Further work should be done to compare how the importance of aspect and growth conditions could vary across locations, such as from the Appalachians to Roosevelt National Forest in Colorado. It is likely that the relationship between aspect and growth is due to the longitude and latitude of the location on Earth and how that affects received sunlight. Therefore, the importance of aspect could change from one location in the country to another far away. The magnitude of recorded slopes in this dataset should also be compared to previous publications. For example, the same US Forest Service study broadly divides tree recommendations into whether an area is flat or sloped. With slope information recorded in this dataset, the slope or aspect-slope can specifically be compared to the recorded tables in US Forest Service study.
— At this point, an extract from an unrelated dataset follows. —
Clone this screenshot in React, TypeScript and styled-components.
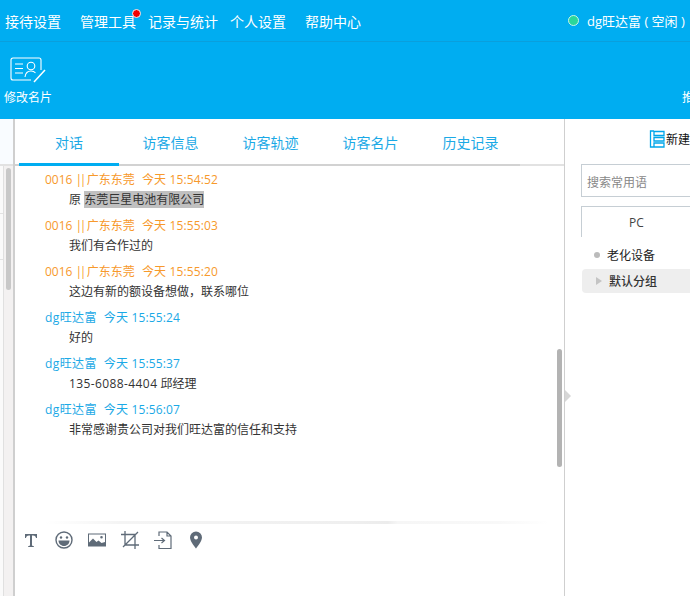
import React from "react";
import styled, { createGlobalStyle } from "styled-components";

const Global = createGlobalStyle`
  html, body { margin: 0; padding: 0; overflow: hidden; background: #fff; }
  body { font-family: "Open Sans", "Noto Sans CJK SC", sans-serif; font-size: 12px; }
  #root { width: 690px; height: 596px; overflow: hidden; }
`;

const Page = styled.div`
  width: 690px; height: 596px; display: flex; flex-direction: column; overflow: hidden;
`;
const TopBar = styled.header`
  height: 41px; flex: none; background: #00adf1; border-bottom: 1px solid #0a9fdc;
  display: flex; align-items: center; justify-content: space-between; padding: 0 0 0 5px; color: #fff; font-size: 14px;
`;
const Nav = styled.nav`display: flex; align-items: center; height: 100%;`;
const NavItem = styled.span<{ $w: number }>`
  position: relative; width: ${p => p.$w}px; white-space: nowrap;
`;
const Dot = styled.i`
  position: absolute; left: 52px; top: -2px; width: 7px; height: 7px; border-radius: 50%; background: #f10000;
  border: 1px solid #eaf6fc;
`;
const User = styled.div`display: flex; align-items: center; gap: 8px; white-space: nowrap; width: 122px; font-size: 13px;`;
const Status = styled.i`
  width: 9px; height: 9px; border-radius: 50%; background: #2bd69a; border: 1px solid #c8f5e8; flex: none;
`;
const Toolbar = styled.div`
  height: 77px; flex: none; background: #00adf1; color: #fff; display: flex; padding-left: 4px; justify-content: space-between; font-size: 12px;
`;
const Tool = styled.div`display: flex; flex-direction: column; align-items: center; width: 48px;`;
const ToolIcon = styled.svg`width: 36px; height: 26px; margin-top: 15px; margin-left: 0;`;
const ToolLabel = styled.span`margin-top: 6px; line-height: 17px; white-space: nowrap;`;
const EdgeLabel = styled.span`margin-top: 47px; line-height: 17px; width: 8px; overflow: hidden; white-space: nowrap;`;
const Body = styled.div`flex: 1; display: flex; min-height: 0; position: relative;`;
const Rail = styled.div`
  width: 13px; flex: none; background: #f3f1f1; border-right: 2px solid #cfcfcf; display: flex; flex-direction: column; position: relative;
`;
const RailHead = styled.div`height: 45px; flex: none; background: #f9fcff; border-bottom: 2px solid #e2e2e2;`;
const RailColumn = styled.div`
  width: 3px; flex: 1; background: #fafafa; border-right: 1px solid #e0e0e0; display: flex; flex-direction: column;
`;
const RailRow = styled.div<{ $h: number }>`height: ${p => p.$h}px; flex: none; border-bottom: 1px solid #e2e2e2;`;
const RailThumb = styled.div`
  position: absolute; left: 6px; top: 49px; width: 5px; height: 122px; background: #c8c8c8; border-radius: 3px;
`;
const Center = styled.div`flex: 1; min-width: 0; display: flex; flex-direction: column; position: relative;`;
const Tabs = styled.div`
  height: 45px; flex: none; display: flex; padding-left: 4px; border-bottom: 2px solid #d2d2d2;
  border-image: linear-gradient(90deg, #d2d2d2 504px, #e2e2e2 504px) 1;
`;
const Tab = styled.div<{ $active?: boolean }>`
  width: 100px; height: 47px; box-sizing: border-box; text-align: center; line-height: 47px; font-size: 14px; color: #1ba9e6;
  padding-left: ${p => (p.$active ? 0 : 3)}px;
  border-bottom: 3px solid ${p => (p.$active ? "#00adf1" : "transparent")};
`;
const Messages = styled.div`height: 350px; flex: none; padding: 5px 0 0 30px; position: relative; overflow: hidden;`;
const Msg = styled.div`height: 46px;`;
const Meta = styled.div<{ $me?: boolean }>`
  display: flex; gap: 7px; line-height: 18px; font-size: 12px; color: ${p => (p.$me ? "#1ba9e6" : "#f7992c")}; white-space: pre;
`;
const Who = styled.span<{ $me?: boolean }>`letter-spacing: ${p => (p.$me ? 0.4 : 0)}px;`;
const Pipes = styled.span`letter-spacing: -2.5px;`;
const Stamp = styled.span`letter-spacing: 0.15px;`;
const Text = styled.div`line-height: 22px; padding-left: 24px; font-size: 12px; color: #333; white-space: pre;`;
const Selected = styled.span`background: #c0c0c0;`;
const Phone = styled.span`letter-spacing: 0.4px;`;
const Thumb = styled.div`
  position: absolute; right: 2px; top: 183px; width: 5px; height: 118px; background: #b3b3b3; border-radius: 3px;
`;
const Divider = styled.div`
  margin: 0 15px 0 30px; height: 3px; flex: none;
  background: linear-gradient(90deg, #fff 0, #f4f4f4 15%, #efefef 60%, #ececec 68%, #f6f6f6 70%, #f8f8f8 90%, #fff 100%);
`;
const Icons = styled.div`display: flex; align-items: center; height: 32px; padding-left: 6px; gap: 13px; flex: none;`;
const IconBox = styled.svg`width: 20px; height: 20px; color: #5f6b78; flex: none;`;
const Right = styled.aside`
  width: 126px; flex: none; border-left: 1px solid #cfcfcf; padding-left: 16px; box-sizing: border-box; overflow: hidden;
`;
const Arrow = styled.i`
  position: absolute; left: 565px; top: 271px; width: 0; height: 0;
  border-left: 6px solid #d6d6d6; border-top: 6px solid transparent; border-bottom: 6px solid transparent;
`;
const NewRow = styled.div`
  height: 45px; display: flex; align-items: center; gap: 1px; padding-left: 68px; padding-bottom: 5px; box-sizing: border-box; white-space: nowrap; color: #111;
`;
const Search = styled.div`
  width: 130px; height: 33px; border: 1px solid #c6ced4; box-sizing: border-box; color: #888; padding-left: 5px; line-height: 35px; margin-bottom: 9px; white-space: nowrap;
`;
const PcTab = styled.div`
  width: 130px; height: 31px; border: 1px solid #c6ced4; border-bottom: 0; box-sizing: border-box; text-align: center; padding-right: 19px; line-height: 32px; color: #444; margin-bottom: 4px;
`;
const Group = styled.div`
  height: 28px; display: flex; align-items: center; gap: 7px; padding-left: 13px; color: #222; white-space: nowrap; box-sizing: border-box;
`;
const Bullet = styled.i`width: 6px; height: 6px; border-radius: 50%; background: #bbb; flex: none;`;
const GroupOpen = styled.div`
  width: 130px; height: 24px; background: #eee; border-radius: 4px; margin-left: 1px; display: flex; align-items: center; gap: 7px; padding-left: 14px; color: #333; font-weight: 500; white-space: nowrap; box-sizing: border-box;
`;
const Tri = styled.i`
  width: 0; height: 0; border-left: 6px solid #c4c4c4; border-top: 4px solid transparent; border-bottom: 4px solid transparent; flex: none;
`;

const Visitor = () => <>0016 <Pipes>||</Pipes> 广东东莞</>;

const msgs: { who: React.ReactNode; time: string; text: React.ReactNode; me?: boolean }[] = [
  { who: <Visitor />, time: "今天 15:54:52", text: <>原 <Selected>东莞巨星电池有限公司</Selected></> },
  { who: <Visitor />, time: "今天 15:55:03", text: "我们有合作过的" },
  { who: <Visitor />, time: "今天 15:55:20", text: "这边有新的额设备想做，联系哪位" },
  { who: "dg旺达富", time: "今天 15:55:24", text: "好的", me: true },
  { who: "dg旺达富", time: "今天 15:55:37", text: <><Phone>135-6088-4404</Phone> 邱经理</>, me: true },
  { who: "dg旺达富", time: "今天 15:56:07", text: "非常感谢贵公司对我们旺达富的信任和支持", me: true },
];

export default function App() {
  return (
    <Page>
      <Global />
      <TopBar>
        <Nav>
          <NavItem $w={75}>接待设置</NavItem>
          <NavItem $w={68}>管理工具<Dot /></NavItem>
          <NavItem $w={82}>记录与统计</NavItem>
          <NavItem $w={75}>个人设置</NavItem>
          <NavItem $w={60}>帮助中心</NavItem>
        </Nav>
        <User><Status />dg旺达富 ( 空闲 )</User>
      </TopBar>
      <Toolbar>
        <Tool>
          <ToolIcon viewBox="0 0 36 26" fill="none" stroke="#fff" strokeWidth="1.1">
            <path d="M31 13V3a2 2 0 0 0-2-2H3a2 2 0 0 0-2 2v18a2 2 0 0 0 2 2h18" />
            <path d="M5 7h8M5 11.500h8M5 16h8" />
            <circle cx="21" cy="9" r="3.800" />
            <path d="M15 20c.5-4 3-6 6-6 2 0 3.500.7 4.500 2" />
            <path d="M24 25 35 13" strokeWidth="1.500" />
          </ToolIcon>
          <ToolLabel>修改名片</ToolLabel>
        </Tool>
        <EdgeLabel>推送</EdgeLabel>
      </Toolbar>
      <Body>
        <Rail>
          <RailHead />
          <RailColumn>
            <RailRow $h={47} />
            <RailRow $h={45} />
          </RailColumn>
          <RailThumb />
        </Rail>
        <Center>
          <Tabs>
            <Tab $active>对话</Tab>
            <Tab>访客信息</Tab>
            <Tab>访客轨迹</Tab>
            <Tab>访客名片</Tab>
            <Tab>历史记录</Tab>
          </Tabs>
          <Messages>
            {msgs.map((m, i) => (
              <Msg key={i}>
                <Meta $me={m.me}><Who $me={m.me}>{m.who}</Who><Stamp>{m.time}</Stamp></Meta>
                <Text>{m.text}</Text>
              </Msg>
            ))}
            <Thumb />
          </Messages>
          <Divider />
          <Icons>
            <IconBox viewBox="0 0 20 20" fill="currentColor">
              <path d="M4 4h12v4h-1c-.3-1.600-.9-2.600-3-2.600h-1V15c0 .7.500 1 1.800 1v1H7.200v-1C8.500 16 9 15.700 9 15V5.400H8C5.900 5.400 5.300 6.400 5 8H4z" />
            </IconBox>
            <IconBox viewBox="0 0 20 20" fill="none" stroke="currentColor" strokeWidth="1.400">
              <circle cx="10" cy="10" r="8" />
              <circle cx="7" cy="7.500" r="1.200" fill="currentColor" stroke="none" />
              <circle cx="13" cy="7.500" r="1.200" fill="currentColor" stroke="none" />
              <path d="M4.500 10.500h11c0 3.200-2.500 5.500-5.500 5.500s-5.500-2.300-5.500-5.500z" fill="currentColor" stroke="none" />
            </IconBox>
            <IconBox viewBox="0 0 20 20" fill="currentColor">
              <path fillRule="evenodd" d="M1 3.500h18v13H1zM2 4.500v8l4-4 3.500 3.500 2-1.500 3 2.500 3.500-1V4.500zM14.500 6a1.300 1.300 0 1 1 0 2.600 1.300 1.300 0 0 1 0-2.600z" />
            </IconBox>
            <IconBox viewBox="0 0 20 20" fill="none" stroke="currentColor" strokeWidth="1.300">
              <path d="M1 4.500h14V19M5 1v14h14M3 17 18 2" />
            </IconBox>
            <IconBox viewBox="0 0 20 20" fill="none" stroke="currentColor" strokeWidth="1.200">
              <path d="M6 6V2h8l4 4v12.500H6V15M14 2v4h4M1 10.500h10M8.500 8l3 2.500-3 2.500" />
            </IconBox>
            <IconBox viewBox="0 0 20 20" fill="currentColor">
              <path fillRule="evenodd" d="M10 1.500a6 6 0 0 0-6 6c0 4 6 11 6 11s6-7 6-11a6 6 0 0 0-6-6zm0 4a2 2 0 1 1 0 4 2 2 0 0 1 0-4z" />
            </IconBox>
          </Icons>
        </Center>
        <Right>
          <NewRow>
            <svg width="16" height="18" viewBox="0 0 16 18" fill="none" stroke="#00a6ea" strokeWidth="1.300">
              <path d="M5 1H1.500v16H5M5 1.500h10v4H5zM5 7.500h10v3.500H5zM5 13h10v4H5z" />
            </svg>
            新建
          </NewRow>
          <Search>搜索常用语</Search>
          <PcTab>PC</PcTab>
          <Group><Bullet />老化设备</Group>
          <GroupOpen><Tri />默认分组</GroupOpen>
        </Right>
        <Arrow />
      </Body>
    </Page>
  );
}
Finally, the work done to aggregate the dataset originally could also be repeated for other forests recorded by the US Forest Service or Geological Survey. With multiple similar datasets across regions, better information could be extracted as to what trends in forest cover are general and what are specific to certain areas.

Citations:
[1] Franklin, Jennifer & Adams, Mary & Angel, Patrick & Barton, Christopher & Burger, J. & Davis, Vic & French, Michael & Graves, Don & Groninger, John & Hall, Nathan & Keiffer, Carolyn & Larkin, Jeffery & McCarthy, Brian & Miller, Christopher & Mizel, Jeremy & Skousen, Jeffrey & Strahm, Brian & Sweigard, Richard & Wood, Petra & Zipper, Carl. (2017). The Forestry Reclamation Approach: Guide to Successful Reforestation of Mined Lands. 10.2737/NRS-GTR-169.